There is no guarantee that another violent crackdown won’t happen some day to rival the horrors of 1979, the events of Black May in 1992 or the violent end to the red-shirt protests in 2010.

“It’s the same loop over and over,” Nutthapong said: elections followed by coups, interspersed with bloodletting on the streets.

“The only bargaining power the people have is democracy but everything looks like it’s in the dark and there’s no way out.”

Next month’s election, which is circumscribed by a military-drafted constitution that keeps considerable power in the army’s hands, brings him little hope.
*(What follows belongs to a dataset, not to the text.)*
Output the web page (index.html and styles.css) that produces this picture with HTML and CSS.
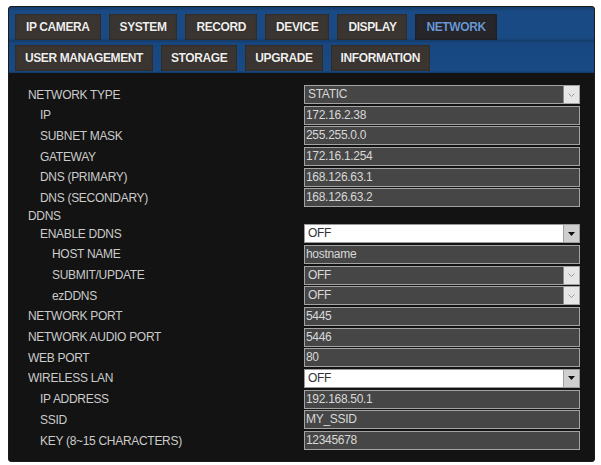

“With the upcoming election, it was unfair from the beginning,” he said. “People are in servitude.”

But just because younger Thais are disenchanted with the current state of politics doesn’t mean that they will be placated by air-conditioned malls and the latest in selfie technology.

“I grew up in a province that is full of fruits and good soil,” Nutthapong said. “Sweet things are not enough. We need freedom.”

Despite threats of detention, college students have led rallies against the junta. For millions of others, listening to a rap anthem of dissent is their outlet.

Meanwhile, the junta remains ever-vigilant for signs of dissent. This week the broadcast regulator ordered the pro-Thaksin Voice TV off the air for 15 days, a decision overturned late Friday night by the Administrative Court.

“Do they think we can be shut up forever?” Nutthapong asked. “Do they have that low an opinion of Thai people?”

As political parties restart their rusty machinery in preparation for an election that will be neither free nor fair, Nutthapong has been working again in the dark hours.

He’s recording a new Rap Against Dictatorship song titled Capitalism, which he describes as a meditation on income inequality and human rights.